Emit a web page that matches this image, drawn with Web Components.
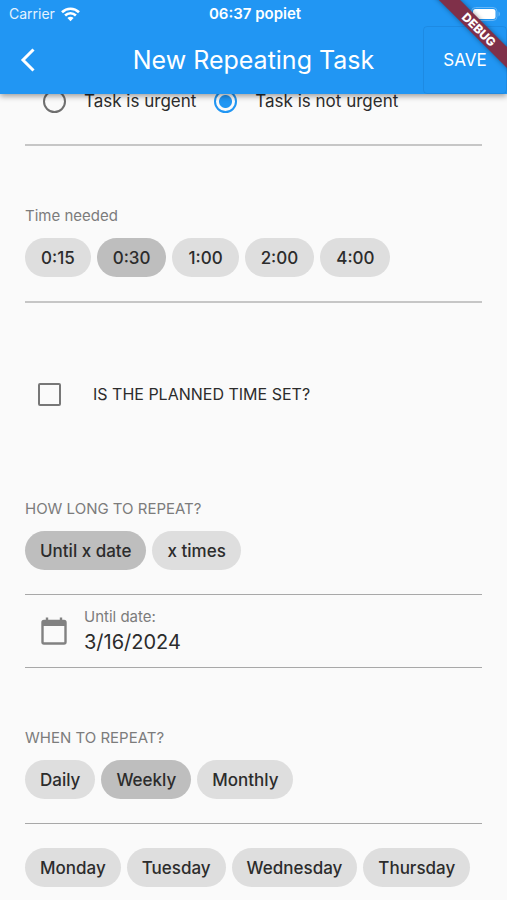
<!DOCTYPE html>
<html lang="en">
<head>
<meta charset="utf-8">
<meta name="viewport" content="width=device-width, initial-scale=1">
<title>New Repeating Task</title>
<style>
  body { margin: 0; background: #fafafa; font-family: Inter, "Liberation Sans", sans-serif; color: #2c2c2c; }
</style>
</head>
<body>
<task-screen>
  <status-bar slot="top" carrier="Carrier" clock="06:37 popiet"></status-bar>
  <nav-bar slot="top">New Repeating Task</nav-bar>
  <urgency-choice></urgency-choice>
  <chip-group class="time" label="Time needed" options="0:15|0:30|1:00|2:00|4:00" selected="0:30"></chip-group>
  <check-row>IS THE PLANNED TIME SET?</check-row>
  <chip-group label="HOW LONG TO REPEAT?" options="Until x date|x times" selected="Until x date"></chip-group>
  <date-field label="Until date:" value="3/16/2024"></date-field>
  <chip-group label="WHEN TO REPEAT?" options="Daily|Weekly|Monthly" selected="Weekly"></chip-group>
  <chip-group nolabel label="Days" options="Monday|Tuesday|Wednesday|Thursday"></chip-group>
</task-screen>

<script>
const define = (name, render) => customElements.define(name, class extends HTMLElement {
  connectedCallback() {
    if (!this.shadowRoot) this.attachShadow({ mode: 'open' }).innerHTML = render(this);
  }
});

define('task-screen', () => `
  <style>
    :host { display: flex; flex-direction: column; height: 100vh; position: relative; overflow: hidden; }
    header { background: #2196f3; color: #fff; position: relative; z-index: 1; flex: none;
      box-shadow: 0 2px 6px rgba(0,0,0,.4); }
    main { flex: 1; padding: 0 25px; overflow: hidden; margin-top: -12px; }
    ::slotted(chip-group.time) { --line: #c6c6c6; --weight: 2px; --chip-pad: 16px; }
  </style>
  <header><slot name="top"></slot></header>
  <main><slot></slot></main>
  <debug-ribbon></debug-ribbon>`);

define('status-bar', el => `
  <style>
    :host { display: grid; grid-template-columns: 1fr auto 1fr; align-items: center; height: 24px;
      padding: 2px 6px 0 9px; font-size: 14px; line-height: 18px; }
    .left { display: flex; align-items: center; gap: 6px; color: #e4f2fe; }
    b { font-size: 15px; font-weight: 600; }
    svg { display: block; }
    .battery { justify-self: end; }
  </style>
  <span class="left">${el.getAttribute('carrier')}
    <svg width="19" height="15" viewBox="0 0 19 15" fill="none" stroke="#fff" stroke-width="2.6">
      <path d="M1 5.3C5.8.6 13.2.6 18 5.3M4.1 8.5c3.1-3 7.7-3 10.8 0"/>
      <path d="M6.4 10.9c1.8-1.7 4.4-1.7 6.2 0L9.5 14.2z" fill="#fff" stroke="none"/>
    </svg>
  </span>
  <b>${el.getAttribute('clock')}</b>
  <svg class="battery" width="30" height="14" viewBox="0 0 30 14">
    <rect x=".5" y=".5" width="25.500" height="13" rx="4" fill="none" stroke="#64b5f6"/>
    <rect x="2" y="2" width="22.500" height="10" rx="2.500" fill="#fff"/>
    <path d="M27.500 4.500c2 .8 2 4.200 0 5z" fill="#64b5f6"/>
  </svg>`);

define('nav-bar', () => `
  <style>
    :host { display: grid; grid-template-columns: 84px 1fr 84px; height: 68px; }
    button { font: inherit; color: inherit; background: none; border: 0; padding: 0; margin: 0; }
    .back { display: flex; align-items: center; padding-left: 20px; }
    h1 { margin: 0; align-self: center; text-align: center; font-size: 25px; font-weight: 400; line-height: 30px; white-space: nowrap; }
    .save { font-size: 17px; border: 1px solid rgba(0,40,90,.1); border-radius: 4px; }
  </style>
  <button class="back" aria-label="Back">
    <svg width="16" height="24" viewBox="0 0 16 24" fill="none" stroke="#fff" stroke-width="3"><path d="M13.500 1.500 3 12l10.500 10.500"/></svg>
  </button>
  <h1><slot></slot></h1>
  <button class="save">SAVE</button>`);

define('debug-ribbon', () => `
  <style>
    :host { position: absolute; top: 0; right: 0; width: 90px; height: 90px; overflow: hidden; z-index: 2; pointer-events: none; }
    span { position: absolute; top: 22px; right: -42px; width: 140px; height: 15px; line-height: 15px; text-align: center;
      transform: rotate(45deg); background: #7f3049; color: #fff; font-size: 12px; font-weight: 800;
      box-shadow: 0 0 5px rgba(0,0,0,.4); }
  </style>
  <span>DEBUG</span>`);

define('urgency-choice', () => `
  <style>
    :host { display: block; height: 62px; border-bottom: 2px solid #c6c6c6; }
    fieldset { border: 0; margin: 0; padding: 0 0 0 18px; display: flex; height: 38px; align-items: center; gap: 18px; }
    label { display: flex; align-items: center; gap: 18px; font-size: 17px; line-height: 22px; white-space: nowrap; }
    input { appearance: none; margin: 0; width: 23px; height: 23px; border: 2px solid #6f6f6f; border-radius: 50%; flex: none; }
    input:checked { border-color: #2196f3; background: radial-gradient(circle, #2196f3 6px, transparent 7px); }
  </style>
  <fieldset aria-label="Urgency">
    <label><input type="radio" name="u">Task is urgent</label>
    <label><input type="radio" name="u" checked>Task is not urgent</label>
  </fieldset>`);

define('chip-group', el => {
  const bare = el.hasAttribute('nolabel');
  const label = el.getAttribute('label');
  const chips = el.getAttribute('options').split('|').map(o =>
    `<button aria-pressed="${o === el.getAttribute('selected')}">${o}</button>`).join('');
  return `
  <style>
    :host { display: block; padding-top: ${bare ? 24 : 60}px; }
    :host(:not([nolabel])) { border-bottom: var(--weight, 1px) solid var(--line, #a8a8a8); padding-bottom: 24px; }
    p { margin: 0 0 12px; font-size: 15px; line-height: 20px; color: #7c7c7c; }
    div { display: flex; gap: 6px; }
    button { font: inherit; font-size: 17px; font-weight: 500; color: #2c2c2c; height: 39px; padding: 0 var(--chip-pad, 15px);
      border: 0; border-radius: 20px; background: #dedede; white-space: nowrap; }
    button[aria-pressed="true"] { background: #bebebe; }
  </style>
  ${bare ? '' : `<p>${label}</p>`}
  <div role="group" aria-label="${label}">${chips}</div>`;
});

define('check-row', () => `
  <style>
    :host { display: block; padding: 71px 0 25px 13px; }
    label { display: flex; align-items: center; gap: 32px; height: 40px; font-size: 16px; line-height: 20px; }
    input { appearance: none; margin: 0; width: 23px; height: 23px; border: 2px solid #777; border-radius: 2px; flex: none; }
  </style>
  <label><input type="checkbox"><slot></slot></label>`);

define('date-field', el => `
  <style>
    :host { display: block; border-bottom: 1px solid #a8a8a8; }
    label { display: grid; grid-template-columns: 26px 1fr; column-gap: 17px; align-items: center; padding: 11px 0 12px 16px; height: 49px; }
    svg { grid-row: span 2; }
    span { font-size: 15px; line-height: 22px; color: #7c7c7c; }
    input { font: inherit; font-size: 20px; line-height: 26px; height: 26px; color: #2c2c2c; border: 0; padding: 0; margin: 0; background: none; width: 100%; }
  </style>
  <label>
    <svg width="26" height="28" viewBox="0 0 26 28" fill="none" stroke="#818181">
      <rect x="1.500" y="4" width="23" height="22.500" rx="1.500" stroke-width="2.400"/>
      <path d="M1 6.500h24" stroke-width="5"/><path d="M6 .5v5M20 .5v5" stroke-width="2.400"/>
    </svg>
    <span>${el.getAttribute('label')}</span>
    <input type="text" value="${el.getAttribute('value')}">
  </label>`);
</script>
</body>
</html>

◆ Task prompt
Leave the images out, please, and restate each line word for word.

◆ In response
Emit a web page that matches this image, drawn with Web Components.
<!DOCTYPE html>
<html lang="en">
<head>
<meta charset="utf-8">
<meta name="viewport" content="width=device-width, initial-scale=1">
<title>New Repeating Task</title>
<style>
  body { margin: 0; background: #fafafa; font-family: Inter, "Liberation Sans", sans-serif; color: #2c2c2c; }
</style>
</head>
<body>
<task-screen>
  <status-bar slot="top" carrier="Carrier" clock="06:37 popiet"></status-bar>
  <nav-bar slot="top">New Repeating Task</nav-bar>
  <urgency-choice></urgency-choice>
  <chip-group class="time" label="Time needed" options="0:15|0:30|1:00|2:00|4:00" selected="0:30"></chip-group>
  <check-row>IS THE PLANNED TIME SET?</check-row>
  <chip-group label="HOW LONG TO REPEAT?" options="Until x date|x times" selected="Until x date"></chip-group>
  <date-field label="Until date:" value="3/16/2024"></date-field>
  <chip-group label="WHEN TO REPEAT?" options="Daily|Weekly|Monthly" selected="Weekly"></chip-group>
  <chip-group nolabel label="Days" options="Monday|Tuesday|Wednesday|Thursday"></chip-group>
</task-screen>

<script>
const define = (name, render) => customElements.define(name, class extends HTMLElement {
  connectedCallback() {
    if (!this.shadowRoot) this.attachShadow({ mode: 'open' }).innerHTML = render(this);
  }
});

define('task-screen', () => `
  <style>
    :host { display: flex; flex-direction: column; height: 100vh; position: relative; overflow: hidden; }
    header { background: #2196f3; color: #fff; position: relative; z-index: 1; flex: none;
      box-shadow: 0 2px 6px rgba(0,0,0,.4); }
    main { flex: 1; padding: 0 25px; overflow: hidden; margin-top: -12px; }
    ::slotted(chip-group.time) { --line: #c6c6c6; --weight: 2px; --chip-pad: 16px; }
  </style>
  <header><slot name="top"></slot></header>
  <main><slot></slot></main>
  <debug-ribbon></debug-ribbon>`);

define('status-bar', el => `
  <style>
    :host { display: grid; grid-template-columns: 1fr auto 1fr; align-items: center; height: 24px;
      padding: 2px 6px 0 9px; font-size: 14px; line-height: 18px; }
    .left { display: flex; align-items: center; gap: 6px; color: #e4f2fe; }
    b { font-size: 15px; font-weight: 600; }
    svg { display: block; }
    .battery { justify-self: end; }
  </style>
  <span class="left">${el.getAttribute('carrier')}
    <svg width="19" height="15" viewBox="0 0 19 15" fill="none" stroke="#fff" stroke-width="2.6">
      <path d="M1 5.3C5.8.6 13.2.6 18 5.3M4.1 8.5c3.1-3 7.7-3 10.8 0"/>
      <path d="M6.4 10.9c1.8-1.7 4.4-1.7 6.2 0L9.5 14.2z" fill="#fff" stroke="none"/>
    </svg>
  </span>
  <b>${el.getAttribute('clock')}</b>
  <svg class="battery" width="30" height="14" viewBox="0 0 30 14">
    <rect x=".5" y=".5" width="25.500" height="13" rx="4" fill="none" stroke="#64b5f6"/>
    <rect x="2" y="2" width="22.500" height="10" rx="2.500" fill="#fff"/>
    <path d="M27.500 4.500c2 .8 2 4.200 0 5z" fill="#64b5f6"/>
  </svg>`);

define('nav-bar', () => `
  <style>
    :host { display: grid; grid-template-columns: 84px 1fr 84px; height: 68px; }
    button { font: inherit; color: inherit; background: none; border: 0; padding: 0; margin: 0; }
    .back { display: flex; align-items: center; padding-left: 20px; }
    h1 { margin: 0; align-self: center; text-align: center; font-size: 25px; font-weight: 400; line-height: 30px; white-space: nowrap; }
    .save { font-size: 17px; border: 1px solid rgba(0,40,90,.1); border-radius: 4px; }
  </style>
  <button class="back" aria-label="Back">
    <svg width="16" height="24" viewBox="0 0 16 24" fill="none" stroke="#fff" stroke-width="3"><path d="M13.500 1.500 3 12l10.500 10.500"/></svg>
  </button>
  <h1><slot></slot></h1>
  <button class="save">SAVE</button>`);

define('debug-ribbon', () => `
  <style>
    :host { position: absolute; top: 0; right: 0; width: 90px; height: 90px; overflow: hidden; z-index: 2; pointer-events: none; }
    span { position: absolute; top: 22px; right: -42px; width: 140px; height: 15px; line-height: 15px; text-align: center;
      transform: rotate(45deg); background: #7f3049; color: #fff; font-size: 12px; font-weight: 800;
      box-shadow: 0 0 5px rgba(0,0,0,.4); }
  </style>
  <span>DEBUG</span>`);

define('urgency-choice', () => `
  <style>
    :host { display: block; height: 62px; border-bottom: 2px solid #c6c6c6; }
    fieldset { border: 0; margin: 0; padding: 0 0 0 18px; display: flex; height: 38px; align-items: center; gap: 18px; }
    label { display: flex; align-items: center; gap: 18px; font-size: 17px; line-height: 22px; white-space: nowrap; }
    input { appearance: none; margin: 0; width: 23px; height: 23px; border: 2px solid #6f6f6f; border-radius: 50%; flex: none; }
    input:checked { border-color: #2196f3; background: radial-gradient(circle, #2196f3 6px, transparent 7px); }
  </style>
  <fieldset aria-label="Urgency">
    <label><input type="radio" name="u">Task is urgent</label>
    <label><input type="radio" name="u" checked>Task is not urgent</label>
  </fieldset>`);

define('chip-group', el => {
  const bare = el.hasAttribute('nolabel');
  const label = el.getAttribute('label');
  const chips = el.getAttribute('options').split('|').map(o =>
    `<button aria-pressed="${o === el.getAttribute('selected')}">${o}</button>`).join('');
  return `
  <style>
    :host { display: block; padding-top: ${bare ? 24 : 60}px; }
    :host(:not([nolabel])) { border-bottom: var(--weight, 1px) solid var(--line, #a8a8a8); padding-bottom: 24px; }
    p { margin: 0 0 12px; font-size: 15px; line-height: 20px; color: #7c7c7c; }
    div { display: flex; gap: 6px; }
    button { font: inherit; font-size: 17px; font-weight: 500; color: #2c2c2c; height: 39px; padding: 0 var(--chip-pad, 15px);
      border: 0; border-radius: 20px; background: #dedede; white-space: nowrap; }
    button[aria-pressed="true"] { background: #bebebe; }
  </style>
  ${bare ? '' : `<p>${label}</p>`}
  <div role="group" aria-label="${label}">${chips}</div>`;
});

define('check-row', () => `
  <style>
    :host { display: block; padding: 71px 0 25px 13px; }
    label { display: flex; align-items: center; gap: 32px; height: 40px; font-size: 16px; line-height: 20px; }
    input { appearance: none; margin: 0; width: 23px; height: 23px; border: 2px solid #777; border-radius: 2px; flex: none; }
  </style>
  <label><input type="checkbox"><slot></slot></label>`);

define('date-field', el => `
  <style>
    :host { display: block; border-bottom: 1px solid #a8a8a8; }
    label { display: grid; grid-template-columns: 26px 1fr; column-gap: 17px; align-items: center; padding: 11px 0 12px 16px; height: 49px; }
    svg { grid-row: span 2; }
    span { font-size: 15px; line-height: 22px; color: #7c7c7c; }
    input { font: inherit; font-size: 20px; line-height: 26px; height: 26px; color: #2c2c2c; border: 0; padding: 0; margin: 0; background: none; width: 100%; }
  </style>
  <label>
    <svg width="26" height="28" viewBox="0 0 26 28" fill="none" stroke="#818181">
      <rect x="1.500" y="4" width="23" height="22.500" rx="1.500" stroke-width="2.400"/>
      <path d="M1 6.500h24" stroke-width="5"/><path d="M6 .5v5M20 .5v5" stroke-width="2.400"/>
    </svg>
    <span>${el.getAttribute('label')}</span>
    <input type="text" value="${el.getAttribute('value')}">
  </label>`);
</script>
</body>
</html>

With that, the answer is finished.